- Task statement: Go through the material below, count the lines with the word "page", and reply with the count alone.

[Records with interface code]
# # # # # # #

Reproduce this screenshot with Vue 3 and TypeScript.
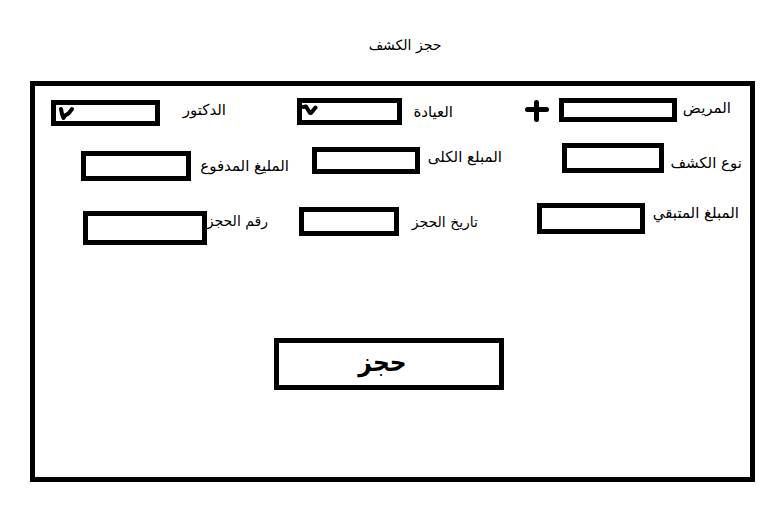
<script setup lang="ts">
import { reactive } from 'vue'

interface Field {
  id: string
  label: string
  kind: 'text' | 'select'
  mark?: string
  addable?: boolean
}

const rows: Field[][] = [
  [
    { id: 'patient', label: 'المريض', kind: 'text', addable: true },
    { id: 'clinic', label: 'العيادة', kind: 'select', mark: 'M2 6 L5 5.5 L9 12 L10 12 L14.5 6.5' },
    { id: 'doctor', label: 'الدكتور', kind: 'select', mark: 'M6 6 L7 11 L8.5 15 L10 12.5 L13.5 10.5 L17 6' },
  ],
  [
    { id: 'type', label: 'نوع الكشف', kind: 'text' },
    { id: 'total', label: 'المبلع الكلى', kind: 'text' },
    { id: 'paid', label: 'المليغ المدفوع', kind: 'text' },
  ],
  [
    { id: 'remaining', label: 'المبلغ المتبقي', kind: 'text' },
    { id: 'date', label: 'تاريخ الحجز', kind: 'text' },
    { id: 'number', label: 'رقم الحجز', kind: 'text' },
  ],
]

const values = reactive<Record<string, string>>({})
rows.flat().forEach((field) => {
  values[field.id] = ''
})
</script>

<template>
  <main class="page" dir="rtl" lang="ar">
    <h1 class="title">حجز الكشف</h1>
    <form class="panel" @submit.prevent>
      <div v-for="(row, index) in rows" :key="index" class="row" :class="`row-${index + 1}`">
        <div v-for="field in row" :key="field.id" class="field" :class="field.id">
          <label class="label" :for="field.id">{{ field.label }}</label>
          <span v-if="field.kind === 'select'" class="control">
            <select :id="field.id" v-model="values[field.id]" class="box">
              <option value=""></option>
            </select>
            <svg class="mark" viewBox="0 0 20 18" aria-hidden="true"><path :d="field.mark" /></svg>
          </span>
          <input v-else :id="field.id" v-model="values[field.id]" class="box control" type="text" />
          <button v-if="field.addable" class="add" type="button">
            <svg viewBox="0 0 24 22" aria-hidden="true"><path d="M2.5 9.5H21.5M11.5 2.5V19.5" /></svg>
          </button>
        </div>
      </div>
      <div class="actions">
        <button class="submit" type="submit">حجز</button>
      </div>
    </form>
  </main>
</template>

<style>
body {
  margin: 0;
  background: #fff;
}
</style>

<style scoped>
.page {
  padding: 32px 15px 30px 30px;
  color: #000;
  font-family: "DejaVu Sans", sans-serif;
  font-size: 14px;
  line-height: 20px;
}
.title {
  margin: 3px 0 26px;
  padding-left: 25px;
  font-size: 14px;
  font-weight: 400;
  text-align: center;
}
.panel {
  border: 5px solid #000;
  padding: 12px 0 87px;
}
.row {
  display: grid;
  align-items: start;
}
.row-1 {
  grid-template-columns: 278fr 227fr 191fr;
  padding-right: 19px;
  min-height: 45px;
}
.row-2 {
  grid-template-columns: 240fr 213fr 254fr;
  padding-right: 8px;
  min-height: 60px;
}
.row-3 {
  grid-template-columns: 261fr 210fr 233fr;
  padding-right: 11px;
}
.field {
  display: flex;
  align-items: flex-start;
}
.label {
  flex: none;
  font-size: 15px;
  white-space: nowrap;
}
.date .label,
.number .label {
  font-size: 14px;
}
.control {
  position: relative;
  flex: none;
}
.box {
  display: block;
  box-sizing: border-box;
  border: 5px solid #000;
  border-radius: 0;
  padding: 0 4px;
  background: #fff;
  color: #000;
  font: inherit;
  appearance: none;
}
select.box {
  width: 100%;
  height: 100%;
}
.mark {
  position: absolute;
  left: 4px;
  top: 3px;
  width: 20px;
  height: 18px;
  pointer-events: none;
}
.mark path,
.add path {
  fill: none;
  stroke: #000;
  stroke-width: 4;
  stroke-linecap: round;
  stroke-linejoin: round;
}
.add path {
  stroke-width: 5;
}
.add {
  margin: 2px 10px 0 0;
  padding: 0;
  border: 0;
  background: none;
}
.add svg {
  display: block;
  width: 24px;
  height: 22px;
}

.clinic,
.paid,
.date {
  align-items: center;
}
.type {
  align-items: flex-end;
}
.total,
.date {
  margin-top: 4px;
}
.doctor {
  margin-top: 2px;
}
.paid,
.number {
  margin-top: 8px;
}

.patient .label { width: 54px; }
.clinic .label { width: 51px; }
.doctor .label { width: 66px; }
.type .label { width: 78px; }
.total .label { width: 82px; }
.paid .label { width: 98px; }
.remaining .label { width: 94px; }
.date .label { width: 79px; }
.number .label { width: 61px; }

.patient .control { width: 118px; height: 24px; }
.clinic .control { width: 105px; height: 27px; }
.doctor .control { width: 109px; height: 26px; }
.type .control { width: 102px; height: 30px; }
.total .control { width: 108px; height: 27px; }
.paid .control { width: 110px; height: 30px; }
.remaining .control { width: 108px; height: 31px; }
.date .control { width: 100px; height: 29px; }
.number .control { width: 124px; height: 34px; }

.actions {
  display: flex;
  justify-content: center;
  margin-top: 93px;
  padding-right: 8px;
}
.submit {
  box-sizing: border-box;
  width: 230px;
  height: 52px;
  border: 5px solid #000;
  border-radius: 0;
  padding: 0 12px 4px 0;
  background: #fff;
  color: #000;
  font-family: "DejaVu Sans Condensed", "DejaVu Sans", sans-serif;
  font-size: 26px;
  font-weight: 700;
  line-height: 36px;
}
</style>
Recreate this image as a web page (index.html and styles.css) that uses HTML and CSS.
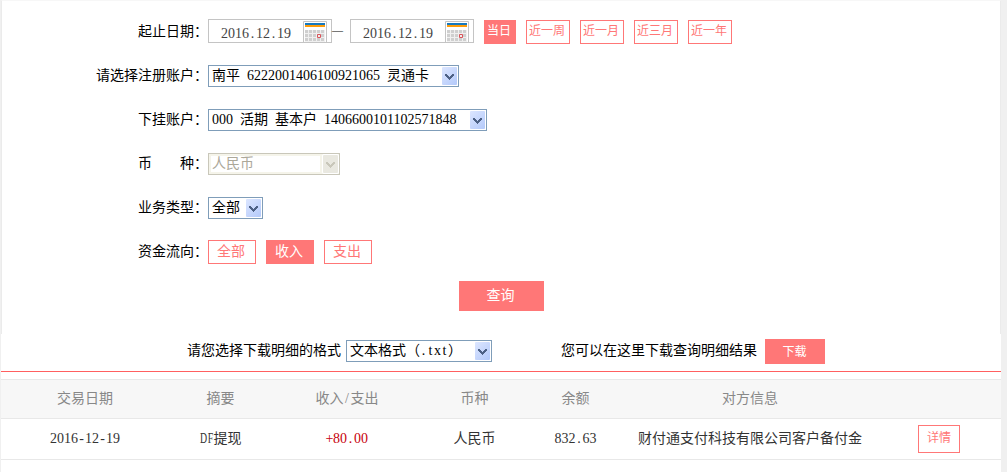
FILE: index.html
```html
<!DOCTYPE html>
<html lang="zh-CN">
<head>
<meta charset="utf-8">
<title>账户明细查询</title>
<link rel="stylesheet" href="styles.css">
</head>
<body>
<svg class="defs" width="0" height="0" aria-hidden="true">
  <defs>
    <pattern id="cells" x="2" y="9" width="4" height="4" patternUnits="userSpaceOnUse"><rect width="4" height="4" fill="#f0f0f0"/><rect width="3" height="3" fill="#cfcfcf"/></pattern>
    <symbol id="calendar" viewBox="0 0 24 21">
      <path d="M1 1h22v20H1z" fill="#fff"/>
      <path d="M.5 21V.5h23V21" fill="none" stroke="#c4c4c4"/>
      <path d="M2 2h20v2H2z" fill="#1579c0"/>
      <path d="M2 4h20v2H2z" fill="#ff9c08"/>
      <path d="M2 9h20v12H2z" fill="url(#cells)"/>
      <path d="M14.5 13.5h3v3h-3z" fill="#eee" stroke="#d9545a"/>
    </symbol>
    <symbol id="arrow" viewBox="0 0 15 18">
      <path d="M3 7h2v1h1v1h1v1h1V9h1V8h1V7h2v2h-1v1h-1v1H9v1H8v1H7v-1H6v-1H5v-1H4V9H3z" fill="currentColor"/>
    </symbol>
  </defs>
</svg>
<main class="page">
  <section class="filters">
    <div class="row">
      <span class="label">起止日期：</span>
      <div class="date"><span>2016<i>.</i>12<i>.</i>19</span><svg class="calendar"><use href="#calendar"/></svg></div>
      <span class="dash">—</span>
      <div class="date"><span>2016<i>.</i>12<i>.</i>19</span><svg class="calendar"><use href="#calendar"/></svg></div>
      <div class="tags small">
        <a class="tag active">当日</a><a class="tag">近一周</a><a class="tag">近一月</a><a class="tag">近三月</a><a class="tag">近一年</a>
      </div>
    </div>
    <div class="row">
      <span class="label">请选择注册账户：</span>
      <div class="select account"><span>南平 6222001406100921065 灵通卡</span><svg class="arrow"><use href="#arrow"/></svg></div>
    </div>
    <div class="row">
      <span class="label">下挂账户：</span>
      <div class="select sub-account"><span>000 活期 基本户 1406600101102571848</span><svg class="arrow"><use href="#arrow"/></svg></div>
    </div>
    <div class="row">
      <span class="label">币　　种：</span>
      <div class="select currency disabled"><span>人民币</span><svg class="arrow"><use href="#arrow"/></svg></div>
    </div>
    <div class="row">
      <span class="label">业务类型：</span>
      <div class="select kind"><span>全部</span><svg class="arrow"><use href="#arrow"/></svg></div>
    </div>
    <div class="row">
      <span class="label">资金流向：</span>
      <div class="tags flow"><a class="tag">全部</a><a class="tag active">收入</a><a class="tag">支出</a></div>
    </div>
    <button class="query">查询</button>
  </section>
  <section class="download">
    <span class="prompt">请您选择下载明细的格式</span>
    <div class="select format"><span>文本格式（<i>.</i><i>t</i><i>x</i><i>t</i>）</span><svg class="arrow"><use href="#arrow"/></svg></div>
    <span class="hint">您可以在这里下载查询明细结果</span>
    <button class="save">下载</button>
  </section>
  <section class="table">
    <div class="line head">
      <span>交易日期</span><span>摘要</span><span>收入<i>/</i>支出</span><span>币种</span><span>余额</span><span>对方信息</span><span></span>
    </div>
    <div class="line">
      <span>2016<i>-</i>12<i>-</i>19</span><span><i class="wide">D</i><i class="wide">F</i>提现</span><span class="income"><i>+</i>80<i>.</i>00</span><span>人民币</span><span>832<i>.</i>63</span><span>财付通支付科技有限公司客户备付金</span><span><a class="detail">详情</a></span>
    </div>
  </section>
</main>
</body>
</html>
```
FILE: styles.css
```css
* { box-sizing: border-box; }
body {
  margin: 0;
  background: #f0f0f0;
  color: #000;
  font: 14px/20px "Liberation Serif", "Noto Sans CJK SC", serif;
}
.defs { display: block; }
.page {
  width: 1000px;
  height: 472px;
  margin-left: 1px;
  background: #fff;
  overflow: hidden;
}
i {
  display: inline-flex;
  justify-content: center;
  width: 7px;
  font-style: normal;
}
i.wide { width: 10px; margin-right: -3px; transform: scaleX(.7); transform-origin: left; }
button {
  display: block;
  padding: 0;
  border: 0;
  background: #ff7777;
  color: #fff;
  font: inherit;
}
.filters {
  height: 334px;
  padding-top: 8px;
  border: 1px solid #ebebeb;
  border-top-color: #f7f7f7;
  border-bottom: 0;
}
.row { display: flex; height: 44px; align-items: flex-start; padding-top: 10px; }
.label { width: 206px; padding-top: 3px; text-align: right; white-space: nowrap; flex: none; }
.date {
  display: flex;
  justify-content: space-between;
  width: 124px;
  height: 24px;
  padding: 1px 4px 0 12px;
  border: 1px solid #c4c4c4;
  color: #444;
}
.date span { padding-top: 3px; }
.calendar { width: 24px; height: 21px; }
.dash { width: 18px; font-size: 11px; font-weight: bold; padding-top: 1px; }
.tags { display: flex; gap: 10px; padding-top: 1px; }
.small { margin-left: 10px; font-size: 12px; }
.tag {
  height: 24px;
  padding: 0 4px 0 2px;
  border: 1px solid #ff7777;
  color: #ff7777;
  line-height: 21px;
}
.flow { padding-top: 1px; }
.flow .tag { padding: 0 10px 0 8px; line-height: 22px; }
.tag.active { background: #ff7777; color: #fff; }
.select {
  display: flex;
  justify-content: space-between;
  height: 22px;
  margin-top: 2px;
  padding: 1px 1px 1px 3px;
  border: 1px solid #7f9db9;
  background: #fff;
  line-height: 18px;
  word-spacing: 3.5px;
  white-space: nowrap;
}
.arrow {
  width: 15px;
  height: 18px;
  border-radius: 1px;
  background: linear-gradient(135deg, #dce6ff, #b3c9fa);
  color: #4d6185;
  flex: none;
}
.account { width: 251px; }
.sub-account { width: 279px; }
.currency { width: 132px; }
.kind { width: 55px; }
.format { width: 146px; margin: 0 0 0 5px; }
.disabled { border-color: #c9c7ba; color: #aca899; box-shadow: inset 0 0 0 2px #f5f4ea; }
.disabled .arrow { background: #e9e8e0; color: #c9c7ba; box-shadow: 0 0 0 1px #fff, -2px 0 0 1px #f5f4ea; }
.query { width: 85px; height: 30px; margin: 8px 0 0 457px; padding: 0 2px 1px 0; }
.download {
  display: flex;
  height: 38px;
  padding: 6px 0 0 186px;
  border-bottom: 1px solid #ff5f5f;
}
.prompt, .hint { padding-top: 1px; }
.hint { margin-left: 69px; }
.save { width: 60px; height: 25px; margin: -1px 0 0 8px; padding: 0 1px 0 0; font-size: 12px; }
.table { margin-top: 7px; }
.line {
  display: grid;
  grid-template-columns: 168px 103px 150px 105px 97px 252px 125px;
  height: 41px;
  align-items: center;
  text-align: center;
  color: #333;
  border-bottom: 1px solid #e8e8e8;
}
.head { height: 40px; background: #f7f7f7; border-top: 1px solid #e8e8e8; color: #888; }
.line .income { color: #c7000b; }
.detail {
  display: block;
  width: 42px;
  height: 28px;
  margin: 0 auto 0 42px;
  border: 1px solid #ff7777;
  color: #ff7777;
  font-size: 12px;
  line-height: 25px;
}
```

# # # # # # #

- Exercise response: 5